I travelled to Iceland for the publication of the long-awaited report by the Parliament’s Investigative Commission, www.rannsoknarnefnd.is, nicknamed in English the ‘Truth Commission’ (in Icelandic it’s just called the Investigative Commission). The report was due at the beginning of Feb. but is now expected at the end of this month. Its chairman has already declared to the Icelandic media that rarely has any commission presented such an ugly story to its nation.

With the foreboding of ‘both serious and massive’ fraud it’s clear that there isn’t much happy tiding in the report. However, the good news is the fact that this report was done and is about to be finished. As far as I can judge, without having seen anything from the report, it will be a thorough job of 2000 pages, part of which is written by a sub-commission focusing on ethical aspects. This will be the only extensive report as to yet in any country on the effect of the banking crisis – most appropriately in the country most dramatically hit so far.

What could the ‘serious and massive’ fraud consist of? I don’t think the Ikaruses in the Icelandic banks and businesses invented anything new but they might have taken things to higher levels than bankers in any major banks would dare. Extensive market manipulation in all the banks, driven by the highest echelons in the banks in conjunction with their major owners and related parties, is already being investigated. Opaque ownership has for years characterised Icelandic companies and might have been used to stay under takeover trigger. Assets were most likely siphoned off through companies related to the banks. There is evidence to suggest that when the banks started to offer mortgages they strategically traded mortgage-related bonds in order to push up interest rates in the market. – There is no lack of possibilities here.

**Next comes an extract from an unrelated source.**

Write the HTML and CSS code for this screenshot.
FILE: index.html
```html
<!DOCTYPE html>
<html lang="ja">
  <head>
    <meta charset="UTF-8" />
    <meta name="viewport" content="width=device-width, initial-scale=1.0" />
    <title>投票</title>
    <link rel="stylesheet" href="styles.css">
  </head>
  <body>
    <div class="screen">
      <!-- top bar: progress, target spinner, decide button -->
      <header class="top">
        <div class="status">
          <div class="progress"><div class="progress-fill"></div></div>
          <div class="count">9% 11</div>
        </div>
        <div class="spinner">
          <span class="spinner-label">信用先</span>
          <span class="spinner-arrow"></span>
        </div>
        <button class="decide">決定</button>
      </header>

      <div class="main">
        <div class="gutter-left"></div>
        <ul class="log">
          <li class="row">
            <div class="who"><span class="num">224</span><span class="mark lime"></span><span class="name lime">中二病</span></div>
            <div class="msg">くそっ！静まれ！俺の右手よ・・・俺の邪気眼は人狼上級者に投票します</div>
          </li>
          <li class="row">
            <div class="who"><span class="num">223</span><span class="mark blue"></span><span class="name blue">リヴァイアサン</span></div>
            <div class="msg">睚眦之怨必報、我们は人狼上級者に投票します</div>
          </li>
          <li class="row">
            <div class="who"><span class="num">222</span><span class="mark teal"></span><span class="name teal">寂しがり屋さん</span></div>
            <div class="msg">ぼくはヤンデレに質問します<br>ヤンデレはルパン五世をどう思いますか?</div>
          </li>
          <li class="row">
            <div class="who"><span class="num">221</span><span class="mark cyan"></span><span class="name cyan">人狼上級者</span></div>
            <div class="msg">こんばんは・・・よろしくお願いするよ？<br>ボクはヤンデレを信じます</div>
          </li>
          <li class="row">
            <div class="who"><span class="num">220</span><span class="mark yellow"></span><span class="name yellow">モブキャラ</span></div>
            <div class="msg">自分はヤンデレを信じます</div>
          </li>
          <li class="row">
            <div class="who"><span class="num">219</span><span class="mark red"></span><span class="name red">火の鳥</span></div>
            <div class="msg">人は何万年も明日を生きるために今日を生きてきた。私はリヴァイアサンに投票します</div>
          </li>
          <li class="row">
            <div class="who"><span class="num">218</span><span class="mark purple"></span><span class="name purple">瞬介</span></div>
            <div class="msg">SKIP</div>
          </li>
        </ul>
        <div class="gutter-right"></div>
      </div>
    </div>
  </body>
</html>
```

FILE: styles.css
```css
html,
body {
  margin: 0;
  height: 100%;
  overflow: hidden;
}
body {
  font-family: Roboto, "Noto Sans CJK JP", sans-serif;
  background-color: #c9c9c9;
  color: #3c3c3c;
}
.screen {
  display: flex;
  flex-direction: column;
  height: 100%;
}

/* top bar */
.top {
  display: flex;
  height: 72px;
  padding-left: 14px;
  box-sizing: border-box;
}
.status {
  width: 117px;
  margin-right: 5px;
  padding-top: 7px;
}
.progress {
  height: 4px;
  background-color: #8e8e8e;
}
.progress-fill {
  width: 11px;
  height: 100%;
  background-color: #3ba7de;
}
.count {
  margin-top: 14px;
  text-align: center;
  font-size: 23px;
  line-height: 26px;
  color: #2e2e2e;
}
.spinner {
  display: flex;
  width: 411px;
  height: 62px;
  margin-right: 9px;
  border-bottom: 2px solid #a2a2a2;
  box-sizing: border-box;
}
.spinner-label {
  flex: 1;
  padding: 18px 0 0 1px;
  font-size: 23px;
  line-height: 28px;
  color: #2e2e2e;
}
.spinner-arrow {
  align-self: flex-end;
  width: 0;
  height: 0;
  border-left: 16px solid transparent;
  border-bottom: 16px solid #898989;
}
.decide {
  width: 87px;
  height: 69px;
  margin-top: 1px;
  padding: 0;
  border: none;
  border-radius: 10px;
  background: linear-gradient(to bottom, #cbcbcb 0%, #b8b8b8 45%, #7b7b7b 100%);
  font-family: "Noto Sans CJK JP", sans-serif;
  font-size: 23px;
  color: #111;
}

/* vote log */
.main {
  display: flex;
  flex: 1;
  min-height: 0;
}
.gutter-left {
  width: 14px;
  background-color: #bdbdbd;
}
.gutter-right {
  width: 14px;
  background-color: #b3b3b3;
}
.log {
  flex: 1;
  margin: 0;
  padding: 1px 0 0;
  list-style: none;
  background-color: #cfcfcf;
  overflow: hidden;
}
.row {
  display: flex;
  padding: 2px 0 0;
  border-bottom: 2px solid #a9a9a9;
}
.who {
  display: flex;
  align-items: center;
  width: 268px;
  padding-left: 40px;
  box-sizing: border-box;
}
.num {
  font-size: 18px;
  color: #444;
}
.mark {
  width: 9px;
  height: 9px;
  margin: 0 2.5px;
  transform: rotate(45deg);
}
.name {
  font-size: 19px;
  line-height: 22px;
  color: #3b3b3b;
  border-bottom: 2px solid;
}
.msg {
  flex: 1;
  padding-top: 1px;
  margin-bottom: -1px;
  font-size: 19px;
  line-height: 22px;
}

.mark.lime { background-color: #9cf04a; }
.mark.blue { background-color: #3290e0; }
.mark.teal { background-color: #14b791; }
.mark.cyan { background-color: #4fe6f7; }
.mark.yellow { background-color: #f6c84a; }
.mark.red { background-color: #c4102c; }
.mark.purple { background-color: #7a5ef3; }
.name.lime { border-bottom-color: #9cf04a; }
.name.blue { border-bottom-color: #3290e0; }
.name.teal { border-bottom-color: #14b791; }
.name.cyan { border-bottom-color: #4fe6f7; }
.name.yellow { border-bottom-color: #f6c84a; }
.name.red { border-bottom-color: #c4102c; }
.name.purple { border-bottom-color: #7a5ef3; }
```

These are only few of the schemes that might have been used and are most likely being investigated. Except for the last one they are all tricks often found in companies facing bankruptcy. The feeling in Iceland is that the 2000 pages will takes us far into this murky story; it won’t be a joyous read for bankers, politicians and regulators. Although I’m going to resist the claim that the report will be an example for others to follow it will for sure tell an interesting story of political vanity, a deep and extensive failure of public control – and fraud.